■ **Work instructions**
Your task is to transcribe all the entries exactly, excluding pictures.

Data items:
****

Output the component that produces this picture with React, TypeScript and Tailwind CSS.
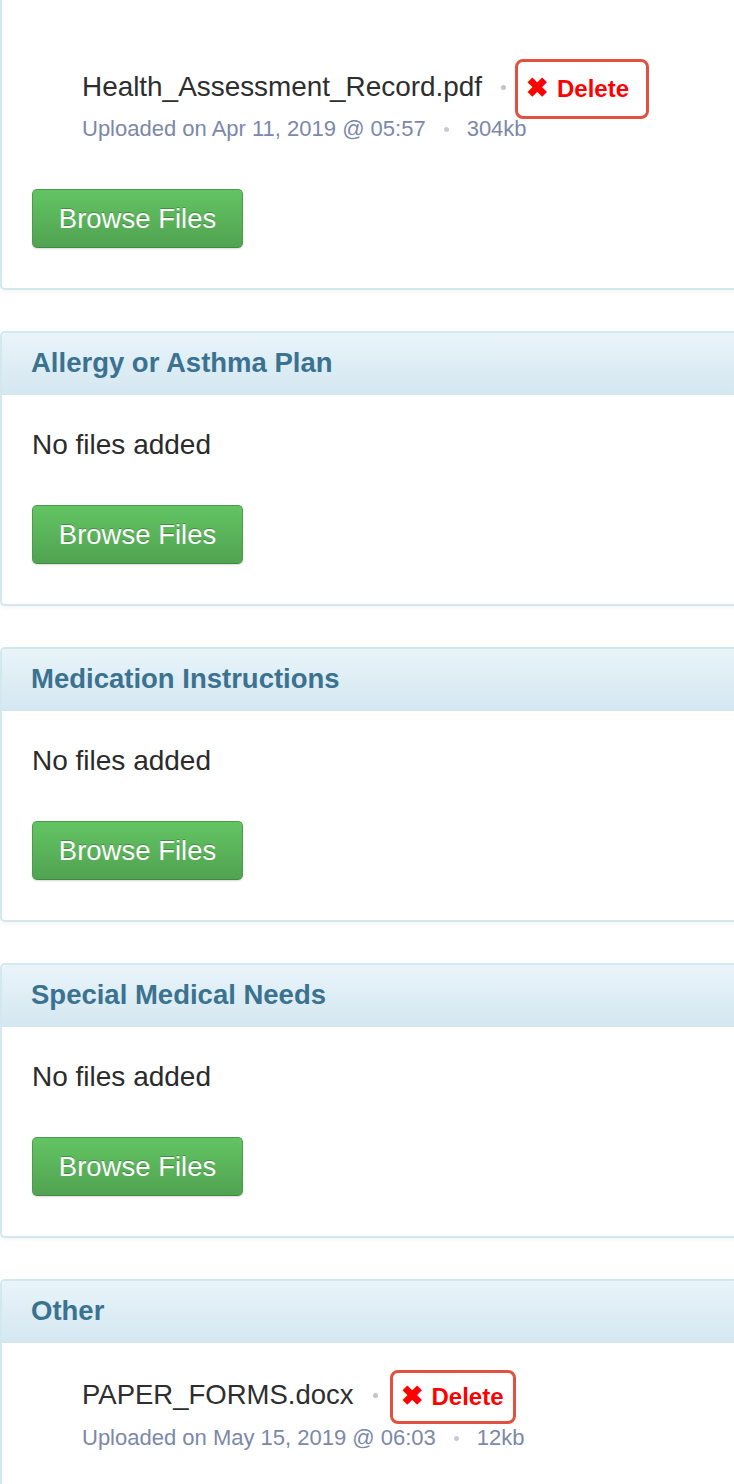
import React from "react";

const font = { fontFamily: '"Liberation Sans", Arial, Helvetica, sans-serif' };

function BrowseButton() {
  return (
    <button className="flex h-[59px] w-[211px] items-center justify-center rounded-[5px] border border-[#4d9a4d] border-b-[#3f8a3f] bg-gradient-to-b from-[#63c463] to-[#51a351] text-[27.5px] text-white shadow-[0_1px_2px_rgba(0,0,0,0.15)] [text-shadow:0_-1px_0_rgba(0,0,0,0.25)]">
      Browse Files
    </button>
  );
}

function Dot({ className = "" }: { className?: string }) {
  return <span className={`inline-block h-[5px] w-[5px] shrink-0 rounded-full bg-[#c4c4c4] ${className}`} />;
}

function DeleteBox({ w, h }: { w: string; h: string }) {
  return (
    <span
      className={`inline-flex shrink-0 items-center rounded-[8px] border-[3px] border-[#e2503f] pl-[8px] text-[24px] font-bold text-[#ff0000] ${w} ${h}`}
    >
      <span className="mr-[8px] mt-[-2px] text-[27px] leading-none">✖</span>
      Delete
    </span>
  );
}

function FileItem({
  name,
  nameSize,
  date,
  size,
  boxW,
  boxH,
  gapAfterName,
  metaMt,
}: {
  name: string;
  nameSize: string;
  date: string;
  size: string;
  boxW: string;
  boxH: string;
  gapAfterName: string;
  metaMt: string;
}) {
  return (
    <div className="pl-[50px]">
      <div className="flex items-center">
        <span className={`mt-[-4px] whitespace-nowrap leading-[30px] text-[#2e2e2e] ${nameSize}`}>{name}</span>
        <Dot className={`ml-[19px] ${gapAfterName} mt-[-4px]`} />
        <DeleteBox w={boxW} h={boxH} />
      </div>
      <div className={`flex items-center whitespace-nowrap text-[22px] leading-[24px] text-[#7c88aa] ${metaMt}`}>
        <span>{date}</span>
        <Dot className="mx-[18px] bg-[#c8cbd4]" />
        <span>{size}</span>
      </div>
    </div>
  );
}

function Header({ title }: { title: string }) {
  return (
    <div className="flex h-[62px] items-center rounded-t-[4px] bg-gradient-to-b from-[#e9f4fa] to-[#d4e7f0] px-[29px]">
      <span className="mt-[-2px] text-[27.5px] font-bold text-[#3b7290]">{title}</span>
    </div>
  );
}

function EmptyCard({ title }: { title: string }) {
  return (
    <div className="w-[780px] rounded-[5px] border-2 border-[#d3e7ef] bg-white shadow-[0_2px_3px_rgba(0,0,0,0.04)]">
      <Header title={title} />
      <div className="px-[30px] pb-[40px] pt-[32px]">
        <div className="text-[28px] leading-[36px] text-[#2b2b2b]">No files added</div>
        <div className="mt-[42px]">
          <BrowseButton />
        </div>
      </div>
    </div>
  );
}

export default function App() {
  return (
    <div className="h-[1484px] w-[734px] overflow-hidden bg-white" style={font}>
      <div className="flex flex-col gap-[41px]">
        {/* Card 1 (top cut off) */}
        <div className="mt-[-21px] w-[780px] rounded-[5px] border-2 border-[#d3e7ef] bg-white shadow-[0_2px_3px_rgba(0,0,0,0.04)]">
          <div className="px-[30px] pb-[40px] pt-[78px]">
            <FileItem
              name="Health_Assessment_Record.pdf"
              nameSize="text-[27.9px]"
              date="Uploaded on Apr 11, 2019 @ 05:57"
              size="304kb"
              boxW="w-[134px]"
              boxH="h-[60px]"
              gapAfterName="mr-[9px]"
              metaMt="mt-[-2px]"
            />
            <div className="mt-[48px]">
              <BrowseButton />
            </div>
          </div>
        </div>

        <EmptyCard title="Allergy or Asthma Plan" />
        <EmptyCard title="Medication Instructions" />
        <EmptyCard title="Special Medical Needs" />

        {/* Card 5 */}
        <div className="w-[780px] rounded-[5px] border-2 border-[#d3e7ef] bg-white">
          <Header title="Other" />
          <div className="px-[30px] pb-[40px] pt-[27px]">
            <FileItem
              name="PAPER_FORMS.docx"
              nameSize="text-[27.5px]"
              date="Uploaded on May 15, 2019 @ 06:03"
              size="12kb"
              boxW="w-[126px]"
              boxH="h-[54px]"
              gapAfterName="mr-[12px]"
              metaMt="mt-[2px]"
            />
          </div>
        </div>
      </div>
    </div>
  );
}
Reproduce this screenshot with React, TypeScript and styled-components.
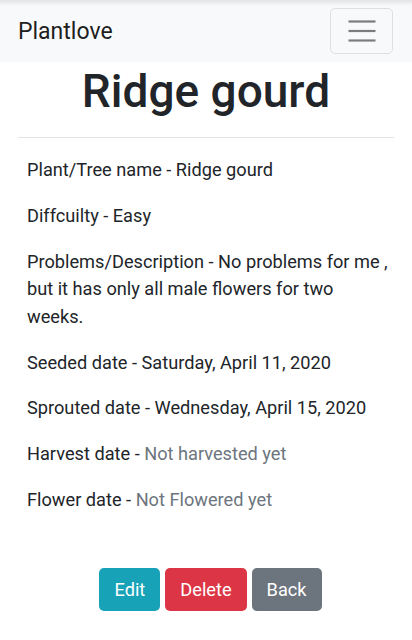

****

■ **Output of the task**
Output the component that produces this picture with React, TypeScript and Tailwind CSS.
import React from "react";

const font = { fontFamily: '"Liberation Sans", Arial, Helvetica, sans-serif' };

function BrowseButton() {
  return (
    <button className="flex h-[59px] w-[211px] items-center justify-center rounded-[5px] border border-[#4d9a4d] border-b-[#3f8a3f] bg-gradient-to-b from-[#63c463] to-[#51a351] text-[27.5px] text-white shadow-[0_1px_2px_rgba(0,0,0,0.15)] [text-shadow:0_-1px_0_rgba(0,0,0,0.25)]">
      Browse Files
    </button>
  );
}

function Dot({ className = "" }: { className?: string }) {
  return <span className={`inline-block h-[5px] w-[5px] shrink-0 rounded-full bg-[#c4c4c4] ${className}`} />;
}

function DeleteBox({ w, h }: { w: string; h: string }) {
  return (
    <span
      className={`inline-flex shrink-0 items-center rounded-[8px] border-[3px] border-[#e2503f] pl-[8px] text-[24px] font-bold text-[#ff0000] ${w} ${h}`}
    >
      <span className="mr-[8px] mt-[-2px] text-[27px] leading-none">✖</span>
      Delete
    </span>
  );
}

function FileItem({
  name,
  nameSize,
  date,
  size,
  boxW,
  boxH,
  gapAfterName,
  metaMt,
}: {
  name: string;
  nameSize: string;
  date: string;
  size: string;
  boxW: string;
  boxH: string;
  gapAfterName: string;
  metaMt: string;
}) {
  return (
    <div className="pl-[50px]">
      <div className="flex items-center">
        <span className={`mt-[-4px] whitespace-nowrap leading-[30px] text-[#2e2e2e] ${nameSize}`}>{name}</span>
        <Dot className={`ml-[19px] ${gapAfterName} mt-[-4px]`} />
        <DeleteBox w={boxW} h={boxH} />
      </div>
      <div className={`flex items-center whitespace-nowrap text-[22px] leading-[24px] text-[#7c88aa] ${metaMt}`}>
        <span>{date}</span>
        <Dot className="mx-[18px] bg-[#c8cbd4]" />
        <span>{size}</span>
      </div>
    </div>
  );
}

function Header({ title }: { title: string }) {
  return (
    <div className="flex h-[62px] items-center rounded-t-[4px] bg-gradient-to-b from-[#e9f4fa] to-[#d4e7f0] px-[29px]">
      <span className="mt-[-2px] text-[27.5px] font-bold text-[#3b7290]">{title}</span>
    </div>
  );
}

function EmptyCard({ title }: { title: string }) {
  return (
    <div className="w-[780px] rounded-[5px] border-2 border-[#d3e7ef] bg-white shadow-[0_2px_3px_rgba(0,0,0,0.04)]">
      <Header title={title} />
      <div className="px-[30px] pb-[40px] pt-[32px]">
        <div className="text-[28px] leading-[36px] text-[#2b2b2b]">No files added</div>
        <div className="mt-[42px]">
          <BrowseButton />
        </div>
      </div>
    </div>
  );
}

export default function App() {
  return (
    <div className="h-[1484px] w-[734px] overflow-hidden bg-white" style={font}>
      <div className="flex flex-col gap-[41px]">
        {/* Card 1 (top cut off) */}
        <div className="mt-[-21px] w-[780px] rounded-[5px] border-2 border-[#d3e7ef] bg-white shadow-[0_2px_3px_rgba(0,0,0,0.04)]">
          <div className="px-[30px] pb-[40px] pt-[78px]">
            <FileItem
              name="Health_Assessment_Record.pdf"
              nameSize="text-[27.9px]"
              date="Uploaded on Apr 11, 2019 @ 05:57"
              size="304kb"
              boxW="w-[134px]"
              boxH="h-[60px]"
              gapAfterName="mr-[9px]"
              metaMt="mt-[-2px]"
            />
            <div className="mt-[48px]">
              <BrowseButton />
            </div>
          </div>
        </div>

        <EmptyCard title="Allergy or Asthma Plan" />
        <EmptyCard title="Medication Instructions" />
        <EmptyCard title="Special Medical Needs" />

        {/* Card 5 */}
        <div className="w-[780px] rounded-[5px] border-2 border-[#d3e7ef] bg-white">
          <Header title="Other" />
          <div className="px-[30px] pb-[40px] pt-[27px]">
            <FileItem
              name="PAPER_FORMS.docx"
              nameSize="text-[27.5px]"
              date="Uploaded on May 15, 2019 @ 06:03"
              size="12kb"
              boxW="w-[126px]"
              boxH="h-[54px]"
              gapAfterName="mr-[12px]"
              metaMt="mt-[2px]"
            />
          </div>
        </div>
      </div>
    </div>
  );
}
Reproduce this screenshot with React, TypeScript and styled-components.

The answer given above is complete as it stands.